→ TASK DETAILS:
Check every line below for the word "React" and show those that hold it.

==================================================

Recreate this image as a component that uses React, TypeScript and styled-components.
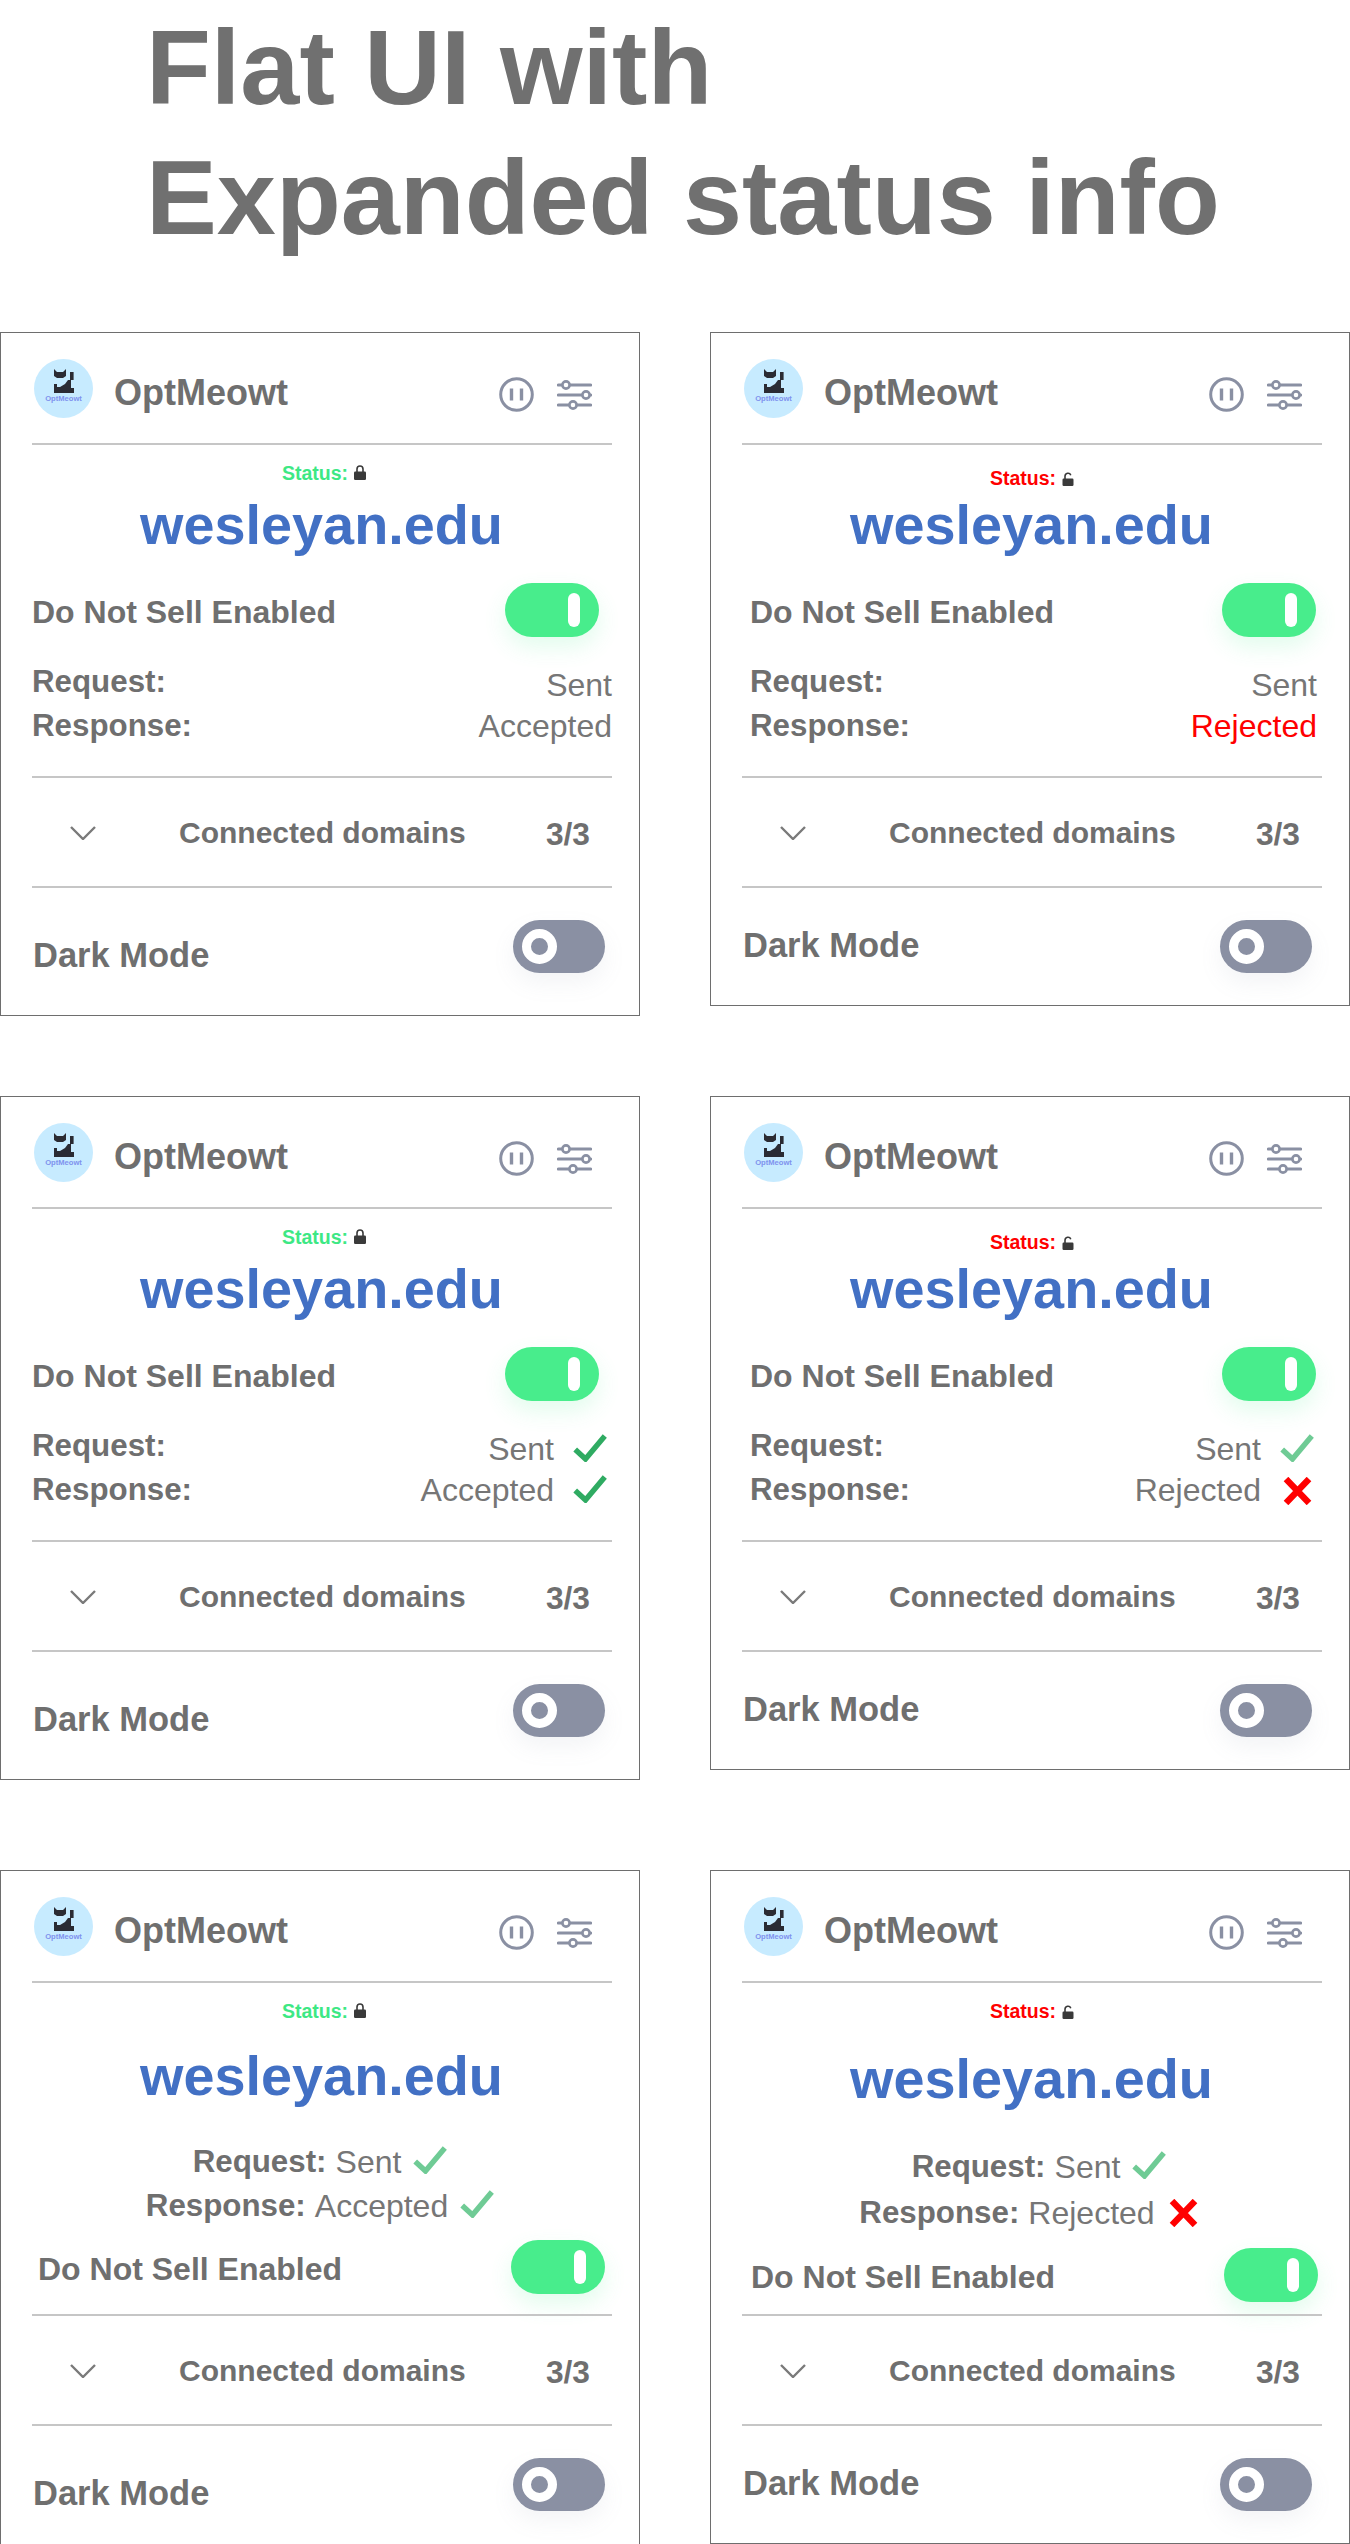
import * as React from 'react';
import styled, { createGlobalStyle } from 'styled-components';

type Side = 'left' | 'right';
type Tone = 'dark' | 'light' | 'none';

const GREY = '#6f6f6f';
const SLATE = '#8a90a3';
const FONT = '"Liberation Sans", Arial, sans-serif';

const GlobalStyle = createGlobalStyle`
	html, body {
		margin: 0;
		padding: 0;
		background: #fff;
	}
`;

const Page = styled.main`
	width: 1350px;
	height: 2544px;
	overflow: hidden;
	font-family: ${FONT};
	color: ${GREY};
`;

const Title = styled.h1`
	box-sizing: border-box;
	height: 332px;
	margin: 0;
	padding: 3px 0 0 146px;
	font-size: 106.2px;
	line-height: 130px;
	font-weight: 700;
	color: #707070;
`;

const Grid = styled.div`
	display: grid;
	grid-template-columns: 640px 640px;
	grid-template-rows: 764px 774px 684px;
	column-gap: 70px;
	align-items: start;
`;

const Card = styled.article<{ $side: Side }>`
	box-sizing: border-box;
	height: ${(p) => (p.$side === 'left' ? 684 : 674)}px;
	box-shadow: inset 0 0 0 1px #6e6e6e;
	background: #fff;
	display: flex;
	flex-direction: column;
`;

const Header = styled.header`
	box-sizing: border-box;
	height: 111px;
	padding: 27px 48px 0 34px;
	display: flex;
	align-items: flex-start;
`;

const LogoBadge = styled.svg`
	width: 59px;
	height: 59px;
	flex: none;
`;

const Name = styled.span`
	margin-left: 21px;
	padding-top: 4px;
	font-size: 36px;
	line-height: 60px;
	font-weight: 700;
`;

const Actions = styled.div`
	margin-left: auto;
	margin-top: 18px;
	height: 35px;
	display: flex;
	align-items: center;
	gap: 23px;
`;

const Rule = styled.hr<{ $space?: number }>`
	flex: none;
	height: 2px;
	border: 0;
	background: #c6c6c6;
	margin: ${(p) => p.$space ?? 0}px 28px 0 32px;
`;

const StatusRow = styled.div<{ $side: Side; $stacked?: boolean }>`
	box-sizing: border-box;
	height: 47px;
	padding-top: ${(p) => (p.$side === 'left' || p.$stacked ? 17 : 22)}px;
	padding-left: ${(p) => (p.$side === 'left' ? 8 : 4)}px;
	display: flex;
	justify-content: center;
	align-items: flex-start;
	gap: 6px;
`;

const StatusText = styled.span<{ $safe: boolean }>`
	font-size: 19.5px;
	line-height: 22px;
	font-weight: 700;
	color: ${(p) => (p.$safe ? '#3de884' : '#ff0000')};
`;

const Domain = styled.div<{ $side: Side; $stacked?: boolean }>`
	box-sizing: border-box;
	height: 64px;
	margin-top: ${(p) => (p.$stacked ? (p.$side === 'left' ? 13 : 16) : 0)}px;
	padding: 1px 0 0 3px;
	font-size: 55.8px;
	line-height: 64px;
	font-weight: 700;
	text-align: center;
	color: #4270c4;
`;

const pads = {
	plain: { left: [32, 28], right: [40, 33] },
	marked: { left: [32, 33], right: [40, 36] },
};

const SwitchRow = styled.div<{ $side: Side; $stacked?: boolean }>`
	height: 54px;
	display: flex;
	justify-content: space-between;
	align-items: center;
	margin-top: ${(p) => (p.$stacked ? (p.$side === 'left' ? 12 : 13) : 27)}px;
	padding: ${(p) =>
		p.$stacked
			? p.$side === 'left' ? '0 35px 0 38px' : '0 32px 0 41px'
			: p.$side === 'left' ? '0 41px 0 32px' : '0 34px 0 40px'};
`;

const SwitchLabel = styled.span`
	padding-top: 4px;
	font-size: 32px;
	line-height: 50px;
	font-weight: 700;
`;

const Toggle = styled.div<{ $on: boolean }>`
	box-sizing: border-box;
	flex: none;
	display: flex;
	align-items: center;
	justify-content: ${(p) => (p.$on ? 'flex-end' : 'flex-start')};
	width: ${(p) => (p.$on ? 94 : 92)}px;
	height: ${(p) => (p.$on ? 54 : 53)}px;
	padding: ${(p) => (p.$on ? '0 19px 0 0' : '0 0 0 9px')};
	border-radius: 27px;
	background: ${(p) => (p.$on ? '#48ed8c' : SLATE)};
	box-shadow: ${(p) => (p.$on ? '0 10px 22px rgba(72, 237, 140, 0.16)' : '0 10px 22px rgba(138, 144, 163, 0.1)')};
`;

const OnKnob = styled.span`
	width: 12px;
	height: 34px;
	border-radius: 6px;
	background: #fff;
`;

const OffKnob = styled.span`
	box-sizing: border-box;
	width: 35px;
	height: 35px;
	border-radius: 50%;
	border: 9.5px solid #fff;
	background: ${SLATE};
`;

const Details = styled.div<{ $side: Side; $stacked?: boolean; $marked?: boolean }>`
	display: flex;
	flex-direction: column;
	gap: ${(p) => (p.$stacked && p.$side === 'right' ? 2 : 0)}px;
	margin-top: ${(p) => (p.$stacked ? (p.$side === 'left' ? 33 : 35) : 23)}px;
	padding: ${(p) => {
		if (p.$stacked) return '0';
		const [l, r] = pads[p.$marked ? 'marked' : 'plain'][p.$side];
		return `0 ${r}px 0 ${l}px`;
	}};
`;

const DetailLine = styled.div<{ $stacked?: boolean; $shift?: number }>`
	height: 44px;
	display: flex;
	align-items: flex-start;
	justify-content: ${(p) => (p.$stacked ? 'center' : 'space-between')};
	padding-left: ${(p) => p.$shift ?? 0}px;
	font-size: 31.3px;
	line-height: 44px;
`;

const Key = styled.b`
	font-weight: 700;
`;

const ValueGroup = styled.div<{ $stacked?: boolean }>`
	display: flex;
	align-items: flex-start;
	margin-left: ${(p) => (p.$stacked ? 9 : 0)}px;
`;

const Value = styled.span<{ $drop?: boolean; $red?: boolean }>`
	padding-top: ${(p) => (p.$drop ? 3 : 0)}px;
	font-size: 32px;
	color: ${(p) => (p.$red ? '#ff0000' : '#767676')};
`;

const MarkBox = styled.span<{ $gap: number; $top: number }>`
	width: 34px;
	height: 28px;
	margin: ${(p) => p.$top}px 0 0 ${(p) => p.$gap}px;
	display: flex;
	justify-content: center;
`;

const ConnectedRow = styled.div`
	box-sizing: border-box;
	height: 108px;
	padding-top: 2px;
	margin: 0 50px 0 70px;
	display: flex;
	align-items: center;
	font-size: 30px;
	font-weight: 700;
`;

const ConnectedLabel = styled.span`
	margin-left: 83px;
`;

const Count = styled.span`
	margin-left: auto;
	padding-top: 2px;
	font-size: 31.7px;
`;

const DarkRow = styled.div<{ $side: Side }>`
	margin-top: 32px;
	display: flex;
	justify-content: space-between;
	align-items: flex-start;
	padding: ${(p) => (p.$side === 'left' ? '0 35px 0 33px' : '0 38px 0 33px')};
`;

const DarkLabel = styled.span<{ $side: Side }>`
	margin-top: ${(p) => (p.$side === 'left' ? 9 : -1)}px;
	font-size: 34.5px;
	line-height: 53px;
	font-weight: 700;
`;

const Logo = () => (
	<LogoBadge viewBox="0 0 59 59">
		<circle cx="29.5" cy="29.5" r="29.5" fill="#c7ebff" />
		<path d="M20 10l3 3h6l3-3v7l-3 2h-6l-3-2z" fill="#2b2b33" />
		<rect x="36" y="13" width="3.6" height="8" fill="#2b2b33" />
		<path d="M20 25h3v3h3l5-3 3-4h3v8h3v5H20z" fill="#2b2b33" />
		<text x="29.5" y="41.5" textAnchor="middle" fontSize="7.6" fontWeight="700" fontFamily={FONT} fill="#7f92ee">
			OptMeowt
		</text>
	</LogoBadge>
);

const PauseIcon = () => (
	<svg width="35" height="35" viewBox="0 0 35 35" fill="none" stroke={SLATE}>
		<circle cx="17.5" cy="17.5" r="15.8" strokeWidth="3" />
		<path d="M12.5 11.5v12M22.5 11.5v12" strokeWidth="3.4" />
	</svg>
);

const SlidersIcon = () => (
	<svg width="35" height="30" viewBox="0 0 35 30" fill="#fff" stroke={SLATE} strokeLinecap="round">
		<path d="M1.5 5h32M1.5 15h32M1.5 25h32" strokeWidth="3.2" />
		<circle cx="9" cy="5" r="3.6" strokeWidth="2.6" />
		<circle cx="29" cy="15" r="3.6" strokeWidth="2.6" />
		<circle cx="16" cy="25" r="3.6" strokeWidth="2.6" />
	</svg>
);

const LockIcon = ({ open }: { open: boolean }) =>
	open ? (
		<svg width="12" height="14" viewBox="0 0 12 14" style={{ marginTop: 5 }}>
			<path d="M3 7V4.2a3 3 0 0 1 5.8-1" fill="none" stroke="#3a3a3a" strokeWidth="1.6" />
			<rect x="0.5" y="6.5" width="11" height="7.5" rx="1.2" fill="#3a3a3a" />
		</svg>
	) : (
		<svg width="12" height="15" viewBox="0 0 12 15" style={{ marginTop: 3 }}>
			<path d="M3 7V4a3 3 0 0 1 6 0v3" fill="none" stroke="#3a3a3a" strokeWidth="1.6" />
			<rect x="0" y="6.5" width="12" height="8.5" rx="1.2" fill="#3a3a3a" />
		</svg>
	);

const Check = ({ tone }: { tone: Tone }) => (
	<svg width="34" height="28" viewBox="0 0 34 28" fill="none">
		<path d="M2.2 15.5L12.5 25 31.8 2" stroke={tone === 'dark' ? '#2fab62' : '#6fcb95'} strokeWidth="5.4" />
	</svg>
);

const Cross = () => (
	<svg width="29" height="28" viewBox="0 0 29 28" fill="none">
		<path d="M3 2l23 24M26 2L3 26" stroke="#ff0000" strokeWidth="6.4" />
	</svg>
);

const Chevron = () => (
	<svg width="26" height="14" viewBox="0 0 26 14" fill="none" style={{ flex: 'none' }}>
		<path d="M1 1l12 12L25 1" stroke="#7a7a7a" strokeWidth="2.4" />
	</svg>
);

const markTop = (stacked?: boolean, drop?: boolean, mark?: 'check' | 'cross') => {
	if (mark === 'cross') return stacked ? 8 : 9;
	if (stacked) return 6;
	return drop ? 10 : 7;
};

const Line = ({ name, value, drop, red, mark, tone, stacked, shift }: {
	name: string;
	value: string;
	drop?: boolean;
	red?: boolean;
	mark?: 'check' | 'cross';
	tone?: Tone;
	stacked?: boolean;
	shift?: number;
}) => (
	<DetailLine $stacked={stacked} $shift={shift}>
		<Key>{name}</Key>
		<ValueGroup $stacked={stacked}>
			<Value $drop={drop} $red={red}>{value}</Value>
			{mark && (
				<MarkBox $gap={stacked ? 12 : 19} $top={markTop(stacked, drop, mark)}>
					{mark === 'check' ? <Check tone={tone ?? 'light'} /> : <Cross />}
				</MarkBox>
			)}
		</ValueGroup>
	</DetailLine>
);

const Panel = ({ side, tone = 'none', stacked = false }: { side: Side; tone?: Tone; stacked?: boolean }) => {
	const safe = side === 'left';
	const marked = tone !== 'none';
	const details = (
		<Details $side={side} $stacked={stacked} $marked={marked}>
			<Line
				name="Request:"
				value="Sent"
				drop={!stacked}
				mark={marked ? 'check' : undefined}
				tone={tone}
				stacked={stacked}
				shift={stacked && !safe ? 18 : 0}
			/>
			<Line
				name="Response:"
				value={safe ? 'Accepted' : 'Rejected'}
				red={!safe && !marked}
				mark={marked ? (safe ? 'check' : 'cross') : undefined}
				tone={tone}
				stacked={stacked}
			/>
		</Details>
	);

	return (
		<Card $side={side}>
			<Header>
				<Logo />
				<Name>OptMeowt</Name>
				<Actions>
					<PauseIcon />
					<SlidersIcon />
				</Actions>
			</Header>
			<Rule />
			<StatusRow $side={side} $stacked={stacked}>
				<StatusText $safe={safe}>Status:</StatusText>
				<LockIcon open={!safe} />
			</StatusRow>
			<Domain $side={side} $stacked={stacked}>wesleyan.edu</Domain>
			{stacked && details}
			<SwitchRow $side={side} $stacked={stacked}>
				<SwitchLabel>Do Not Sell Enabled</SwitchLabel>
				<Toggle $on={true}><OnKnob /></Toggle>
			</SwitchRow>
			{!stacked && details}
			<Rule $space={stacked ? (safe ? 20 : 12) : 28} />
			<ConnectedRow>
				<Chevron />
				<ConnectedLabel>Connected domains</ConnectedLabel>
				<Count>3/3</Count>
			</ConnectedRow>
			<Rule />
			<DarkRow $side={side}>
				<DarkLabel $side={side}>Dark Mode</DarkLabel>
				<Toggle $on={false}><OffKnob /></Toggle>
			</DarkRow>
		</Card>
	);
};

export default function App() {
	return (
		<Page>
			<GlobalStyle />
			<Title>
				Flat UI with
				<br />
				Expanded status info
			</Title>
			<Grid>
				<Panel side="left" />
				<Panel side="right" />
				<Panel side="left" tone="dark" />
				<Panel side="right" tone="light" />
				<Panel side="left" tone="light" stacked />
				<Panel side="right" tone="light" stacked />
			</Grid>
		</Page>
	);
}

==================================================

→ EXERCISE SOLUTION:
Recreate this image as a component that uses React, TypeScript and styled-components.
import * as React from 'react';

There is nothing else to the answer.